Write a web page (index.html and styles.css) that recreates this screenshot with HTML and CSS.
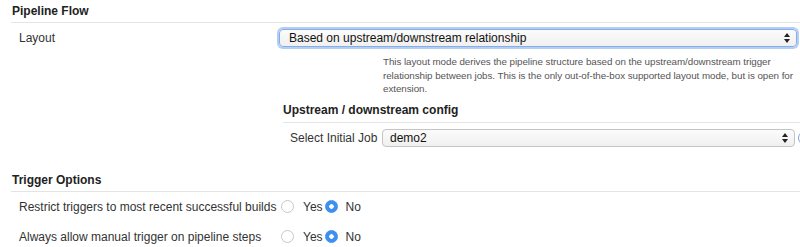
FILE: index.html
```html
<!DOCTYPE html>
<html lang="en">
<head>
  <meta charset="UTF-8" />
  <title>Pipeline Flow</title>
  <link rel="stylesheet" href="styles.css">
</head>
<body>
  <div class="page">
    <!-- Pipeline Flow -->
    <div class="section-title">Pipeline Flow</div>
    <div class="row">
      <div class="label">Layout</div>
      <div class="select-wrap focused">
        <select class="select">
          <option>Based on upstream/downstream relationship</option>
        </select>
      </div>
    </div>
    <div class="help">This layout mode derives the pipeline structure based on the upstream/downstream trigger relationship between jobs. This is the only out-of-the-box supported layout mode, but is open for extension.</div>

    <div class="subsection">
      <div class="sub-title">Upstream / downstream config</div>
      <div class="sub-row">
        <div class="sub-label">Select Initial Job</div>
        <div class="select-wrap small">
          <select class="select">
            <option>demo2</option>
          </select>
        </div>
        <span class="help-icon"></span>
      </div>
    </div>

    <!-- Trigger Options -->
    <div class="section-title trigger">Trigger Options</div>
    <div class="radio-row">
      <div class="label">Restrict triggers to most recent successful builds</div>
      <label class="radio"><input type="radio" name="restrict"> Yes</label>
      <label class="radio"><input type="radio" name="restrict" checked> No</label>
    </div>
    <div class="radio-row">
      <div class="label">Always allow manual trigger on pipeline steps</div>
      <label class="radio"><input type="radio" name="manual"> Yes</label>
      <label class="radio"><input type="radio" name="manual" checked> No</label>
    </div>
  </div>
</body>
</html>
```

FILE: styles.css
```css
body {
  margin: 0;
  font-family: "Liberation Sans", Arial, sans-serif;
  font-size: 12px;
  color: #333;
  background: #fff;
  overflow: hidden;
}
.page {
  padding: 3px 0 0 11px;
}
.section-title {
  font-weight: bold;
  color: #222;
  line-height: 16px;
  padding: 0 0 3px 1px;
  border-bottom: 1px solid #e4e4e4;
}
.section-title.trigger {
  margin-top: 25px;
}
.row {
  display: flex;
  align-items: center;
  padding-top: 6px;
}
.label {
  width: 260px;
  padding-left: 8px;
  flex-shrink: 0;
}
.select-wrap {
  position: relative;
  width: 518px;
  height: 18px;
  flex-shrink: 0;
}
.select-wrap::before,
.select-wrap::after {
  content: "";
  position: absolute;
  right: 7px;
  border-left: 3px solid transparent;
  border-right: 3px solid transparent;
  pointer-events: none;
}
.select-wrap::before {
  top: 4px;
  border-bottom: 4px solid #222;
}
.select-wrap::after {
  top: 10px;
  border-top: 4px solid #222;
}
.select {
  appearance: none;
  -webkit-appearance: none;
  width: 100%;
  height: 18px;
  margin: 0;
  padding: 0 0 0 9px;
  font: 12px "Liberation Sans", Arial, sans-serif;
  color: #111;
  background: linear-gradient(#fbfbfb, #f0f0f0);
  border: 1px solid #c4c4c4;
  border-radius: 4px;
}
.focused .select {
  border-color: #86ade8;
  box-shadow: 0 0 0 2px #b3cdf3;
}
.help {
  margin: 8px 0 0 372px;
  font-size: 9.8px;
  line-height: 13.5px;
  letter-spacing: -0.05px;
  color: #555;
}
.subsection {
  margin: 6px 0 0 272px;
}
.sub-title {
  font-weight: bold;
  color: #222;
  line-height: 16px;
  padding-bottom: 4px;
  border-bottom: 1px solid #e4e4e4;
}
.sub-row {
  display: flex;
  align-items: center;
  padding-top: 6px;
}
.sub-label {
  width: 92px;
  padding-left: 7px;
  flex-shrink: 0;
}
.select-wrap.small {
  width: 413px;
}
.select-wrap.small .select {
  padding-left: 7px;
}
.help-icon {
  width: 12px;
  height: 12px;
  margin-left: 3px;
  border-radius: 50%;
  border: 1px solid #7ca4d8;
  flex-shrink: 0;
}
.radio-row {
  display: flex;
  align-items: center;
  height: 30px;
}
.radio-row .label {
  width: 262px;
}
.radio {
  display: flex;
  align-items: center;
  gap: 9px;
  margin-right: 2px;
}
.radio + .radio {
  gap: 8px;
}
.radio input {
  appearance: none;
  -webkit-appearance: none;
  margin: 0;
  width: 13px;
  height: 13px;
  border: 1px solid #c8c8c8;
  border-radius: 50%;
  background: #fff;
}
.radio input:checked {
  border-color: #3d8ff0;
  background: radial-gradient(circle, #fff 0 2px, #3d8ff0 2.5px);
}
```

◆ Task to carry out
The lines to collect are those holding the string "index"; copy them all.

◆ Correct answer
Write a web page (index.html and styles.css) that recreates this screenshot with HTML and CSS.
FILE: index.html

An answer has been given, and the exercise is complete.